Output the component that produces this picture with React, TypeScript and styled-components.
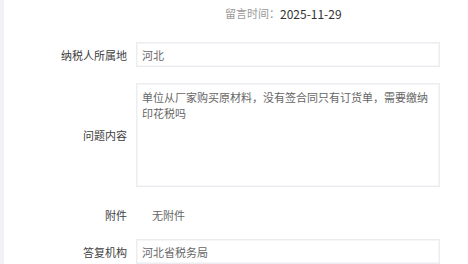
import React from "react";
import styled, { createGlobalStyle } from "styled-components";

const Global = createGlobalStyle`
  html, body { margin: 0; padding: 0; background: #fff; }
  body { font-family: "Microsoft YaHei", "Noto Sans CJK SC", "Noto Sans", sans-serif; }
`;

const Page = styled.div`
  display: flex;
  width: 468px;
  height: 264px;
  overflow: hidden;
`;

const Strip = styled.div`
  width: 4px;
  flex: none;
  background: #f0f2f5;
`;

const Content = styled.div`
  flex: 1;
  display: flex;
  flex-direction: column;
`;

const MetaRow = styled.div`
  height: 26px;
  display: flex;
  align-items: center;
  padding-left: 221px;
  font-size: 11px;
  color: #999;
`;

const MetaValue = styled.span`
  color: #303133;
  font-size: 12px;
`;

const Row = styled.div<{ $mt: number }>`
  display: flex;
  align-items: center;
  margin-top: ${(p) => p.$mt}px;
`;

const Label = styled.div`
  width: 123px;
  flex: none;
  text-align: right;
  font-size: 11px;
  line-height: 16px;
  color: #404040;
  padding-right: 9px;
`;

const Field = styled.div<{ $h: number }>`
  width: 304px;
  height: ${(p) => p.$h}px;
  flex: none;
  box-sizing: border-box;
  border: 1px solid #ebedf0;
  box-shadow: inset 0 0 0 1px #f5f6f8;
  padding: 0 5px;
  display: flex;
  align-items: center;
  font-size: 11px;
  color: #666;
`;

const Area = styled.div`
  width: 304px;
  height: 104px;
  flex: none;
  box-sizing: border-box;
  border: 1px solid #ebedf0;
  box-shadow: inset 0 0 0 1px #f5f6f8;
  padding: 5px 5px;
  font-size: 11px;
  line-height: 16px;
  color: #666;
`;

const Plain = styled.div`
  padding-left: 16px;
  font-size: 11px;
  line-height: 16px;
  color: #666;
`;

export default function App() {
  return (
    <>
      <Global />
      <Page>
        <Strip />
        <Content>
          <MetaRow>
            留言时间：<MetaValue>2025-11-29</MetaValue>
          </MetaRow>
          <Row $mt={16}>
            <Label>纳税人所属地</Label>
            <Field $h={25}>河北</Field>
          </Row>
          <Row $mt={16}>
            <Label>问题内容</Label>
            <Area>单位从厂家购买原材料，没有签合同只有订货单，需要缴纳印花税吗</Area>
          </Row>
          <Row $mt={20}>
            <Label>附件</Label>
            <Plain>无附件</Plain>
          </Row>
          <Row $mt={16}>
            <Label>答复机构</Label>
            <Field $h={25}>河北省税务局</Field>
          </Row>
        </Content>
      </Page>
    </>
  );
}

------------

• _Problem description_
Copy out every line of the material above exactly, skipping the pictures.

• _Final result_
Output the component that produces this picture with React, TypeScript and styled-components.
import React from "react";
import styled, { createGlobalStyle } from "styled-components";

const Global = createGlobalStyle`
  html, body { margin: 0; padding: 0; background: #fff; }
  body { font-family: "Microsoft YaHei", "Noto Sans CJK SC", "Noto Sans", sans-serif; }
`;

const Page = styled.div`
  display: flex;
  width: 468px;
  height: 264px;
  overflow: hidden;
`;

const Strip = styled.div`
  width: 4px;
  flex: none;
  background: #f0f2f5;
`;

const Content = styled.div`
  flex: 1;
  display: flex;
  flex-direction: column;
`;

const MetaRow = styled.div`
  height: 26px;
  display: flex;
  align-items: center;
  padding-left: 221px;
  font-size: 11px;
  color: #999;
`;

const MetaValue = styled.span`
  color: #303133;
  font-size: 12px;
`;

const Row = styled.div<{ $mt: number }>`
  display: flex;
  align-items: center;
  margin-top: ${(p) => p.$mt}px;
`;

const Label = styled.div`
  width: 123px;
  flex: none;
  text-align: right;
  font-size: 11px;
  line-height: 16px;
  color: #404040;
  padding-right: 9px;
`;

const Field = styled.div<{ $h: number }>`
  width: 304px;
  height: ${(p) => p.$h}px;
  flex: none;
  box-sizing: border-box;
  border: 1px solid #ebedf0;
  box-shadow: inset 0 0 0 1px #f5f6f8;
  padding: 0 5px;
  display: flex;
  align-items: center;
  font-size: 11px;
  color: #666;
`;

const Area = styled.div`
  width: 304px;
  height: 104px;
  flex: none;
  box-sizing: border-box;
  border: 1px solid #ebedf0;
  box-shadow: inset 0 0 0 1px #f5f6f8;
  padding: 5px 5px;
  font-size: 11px;
  line-height: 16px;
  color: #666;
`;

const Plain = styled.div`
  padding-left: 16px;
  font-size: 11px;
  line-height: 16px;
  color: #666;
`;

export default function App() {
  return (
    <>
      <Global />
      <Page>
        <Strip />
        <Content>
          <MetaRow>
            留言时间：<MetaValue>2025-11-29</MetaValue>
          </MetaRow>
          <Row $mt={16}>
            <Label>纳税人所属地</Label>
            <Field $h={25}>河北</Field>
          </Row>
          <Row $mt={16}>
            <Label>问题内容</Label>
            <Area>单位从厂家购买原材料，没有签合同只有订货单，需要缴纳印花税吗</Area>
          </Row>
          <Row $mt={20}>
            <Label>附件</Label>
            <Plain>无附件</Plain>
          </Row>
          <Row $mt={16}>
            <Label>答复机构</Label>
            <Field $h={25}>河北省税务局</Field>
          </Row>
        </Content>
      </Page>
    </>
  );
}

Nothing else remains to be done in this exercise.